→ COLLECTED MATERIAL:
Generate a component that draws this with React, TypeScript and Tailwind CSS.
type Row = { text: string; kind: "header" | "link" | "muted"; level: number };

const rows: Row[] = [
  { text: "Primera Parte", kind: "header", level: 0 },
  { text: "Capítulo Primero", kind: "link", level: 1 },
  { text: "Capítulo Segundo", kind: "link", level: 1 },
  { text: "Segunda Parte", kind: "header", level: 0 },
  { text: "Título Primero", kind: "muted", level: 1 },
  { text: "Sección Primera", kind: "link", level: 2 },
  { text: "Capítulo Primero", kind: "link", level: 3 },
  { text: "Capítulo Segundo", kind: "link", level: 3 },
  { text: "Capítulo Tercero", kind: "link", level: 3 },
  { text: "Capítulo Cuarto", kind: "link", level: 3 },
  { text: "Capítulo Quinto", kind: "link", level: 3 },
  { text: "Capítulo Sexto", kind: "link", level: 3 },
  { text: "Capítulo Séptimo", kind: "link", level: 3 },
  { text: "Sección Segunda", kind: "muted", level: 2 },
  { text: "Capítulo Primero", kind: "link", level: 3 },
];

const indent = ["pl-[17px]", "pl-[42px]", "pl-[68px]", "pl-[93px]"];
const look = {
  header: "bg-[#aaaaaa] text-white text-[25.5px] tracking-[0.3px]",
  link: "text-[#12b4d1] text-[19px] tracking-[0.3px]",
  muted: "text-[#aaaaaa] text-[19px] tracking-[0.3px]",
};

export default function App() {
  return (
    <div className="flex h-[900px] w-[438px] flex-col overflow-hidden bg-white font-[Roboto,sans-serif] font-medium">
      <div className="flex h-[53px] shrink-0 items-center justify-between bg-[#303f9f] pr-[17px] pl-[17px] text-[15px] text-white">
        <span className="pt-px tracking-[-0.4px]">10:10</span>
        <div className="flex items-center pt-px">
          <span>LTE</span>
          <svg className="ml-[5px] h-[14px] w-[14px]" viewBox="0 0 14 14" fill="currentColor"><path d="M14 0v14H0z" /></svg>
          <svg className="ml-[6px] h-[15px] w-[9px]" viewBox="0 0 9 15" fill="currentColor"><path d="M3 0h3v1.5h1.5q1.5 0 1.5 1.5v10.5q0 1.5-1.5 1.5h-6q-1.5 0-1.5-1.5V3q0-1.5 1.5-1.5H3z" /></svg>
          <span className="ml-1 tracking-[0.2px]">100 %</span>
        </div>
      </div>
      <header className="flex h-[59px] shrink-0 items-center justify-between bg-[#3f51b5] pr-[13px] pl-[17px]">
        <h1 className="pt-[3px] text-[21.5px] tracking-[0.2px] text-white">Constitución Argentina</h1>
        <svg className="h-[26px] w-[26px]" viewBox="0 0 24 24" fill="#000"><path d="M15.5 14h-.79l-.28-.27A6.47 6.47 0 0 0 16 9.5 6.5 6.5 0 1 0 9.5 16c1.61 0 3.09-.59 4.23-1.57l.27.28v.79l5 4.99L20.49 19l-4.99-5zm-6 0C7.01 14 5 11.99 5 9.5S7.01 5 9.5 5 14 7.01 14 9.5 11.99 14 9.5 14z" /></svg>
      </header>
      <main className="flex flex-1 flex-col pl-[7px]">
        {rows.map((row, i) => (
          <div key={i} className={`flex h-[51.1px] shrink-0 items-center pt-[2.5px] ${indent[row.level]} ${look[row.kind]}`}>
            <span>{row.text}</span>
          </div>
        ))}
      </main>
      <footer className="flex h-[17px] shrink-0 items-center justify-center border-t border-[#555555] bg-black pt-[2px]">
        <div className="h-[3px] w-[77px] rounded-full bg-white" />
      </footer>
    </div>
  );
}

→ STATED PROBLEM:
Extract all of the data exactly as written.

→ THE ANSWER:
Generate a component that draws this with React, TypeScript and Tailwind CSS.
type Row = { text: string; kind: "header" | "link" | "muted"; level: number };

const rows: Row[] = [
  { text: "Primera Parte", kind: "header", level: 0 },
  { text: "Capítulo Primero", kind: "link", level: 1 },
  { text: "Capítulo Segundo", kind: "link", level: 1 },
  { text: "Segunda Parte", kind: "header", level: 0 },
  { text: "Título Primero", kind: "muted", level: 1 },
  { text: "Sección Primera", kind: "link", level: 2 },
  { text: "Capítulo Primero", kind: "link", level: 3 },
  { text: "Capítulo Segundo", kind: "link", level: 3 },
  { text: "Capítulo Tercero", kind: "link", level: 3 },
  { text: "Capítulo Cuarto", kind: "link", level: 3 },
  { text: "Capítulo Quinto", kind: "link", level: 3 },
  { text: "Capítulo Sexto", kind: "link", level: 3 },
  { text: "Capítulo Séptimo", kind: "link", level: 3 },
  { text: "Sección Segunda", kind: "muted", level: 2 },
  { text: "Capítulo Primero", kind: "link", level: 3 },
];

const indent = ["pl-[17px]", "pl-[42px]", "pl-[68px]", "pl-[93px]"];
const look = {
  header: "bg-[#aaaaaa] text-white text-[25.5px] tracking-[0.3px]",
  link: "text-[#12b4d1] text-[19px] tracking-[0.3px]",
  muted: "text-[#aaaaaa] text-[19px] tracking-[0.3px]",
};

export default function App() {
  return (
    <div className="flex h-[900px] w-[438px] flex-col overflow-hidden bg-white font-[Roboto,sans-serif] font-medium">
      <div className="flex h-[53px] shrink-0 items-center justify-between bg-[#303f9f] pr-[17px] pl-[17px] text-[15px] text-white">
        <span className="pt-px tracking-[-0.4px]">10:10</span>
        <div className="flex items-center pt-px">
          <span>LTE</span>
          <svg className="ml-[5px] h-[14px] w-[14px]" viewBox="0 0 14 14" fill="currentColor"><path d="M14 0v14H0z" /></svg>
          <svg className="ml-[6px] h-[15px] w-[9px]" viewBox="0 0 9 15" fill="currentColor"><path d="M3 0h3v1.5h1.5q1.5 0 1.5 1.5v10.5q0 1.5-1.5 1.5h-6q-1.5 0-1.5-1.5V3q0-1.5 1.5-1.5H3z" /></svg>
          <span className="ml-1 tracking-[0.2px]">100 %</span>
        </div>
      </div>
      <header className="flex h-[59px] shrink-0 items-center justify-between bg-[#3f51b5] pr-[13px] pl-[17px]">
        <h1 className="pt-[3px] text-[21.5px] tracking-[0.2px] text-white">Constitución Argentina</h1>
        <svg className="h-[26px] w-[26px]" viewBox="0 0 24 24" fill="#000"><path d="M15.5 14h-.79l-.28-.27A6.47 6.47 0 0 0 16 9.5 6.5 6.5 0 1 0 9.5 16c1.61 0 3.09-.59 4.23-1.57l.27.28v.79l5 4.99L20.49 19l-4.99-5zm-6 0C7.01 14 5 11.99 5 9.5S7.01 5 9.5 5 14 7.01 14 9.5 11.99 14 9.5 14z" /></svg>
      </header>
      <main className="flex flex-1 flex-col pl-[7px]">
        {rows.map((row, i) => (
          <div key={i} className={`flex h-[51.1px] shrink-0 items-center pt-[2.5px] ${indent[row.level]} ${look[row.kind]}`}>
            <span>{row.text}</span>
          </div>
        ))}
      </main>
      <footer className="flex h-[17px] shrink-0 items-center justify-center border-t border-[#555555] bg-black pt-[2px]">
        <div className="h-[3px] w-[77px] rounded-full bg-white" />
      </footer>
    </div>
  );
}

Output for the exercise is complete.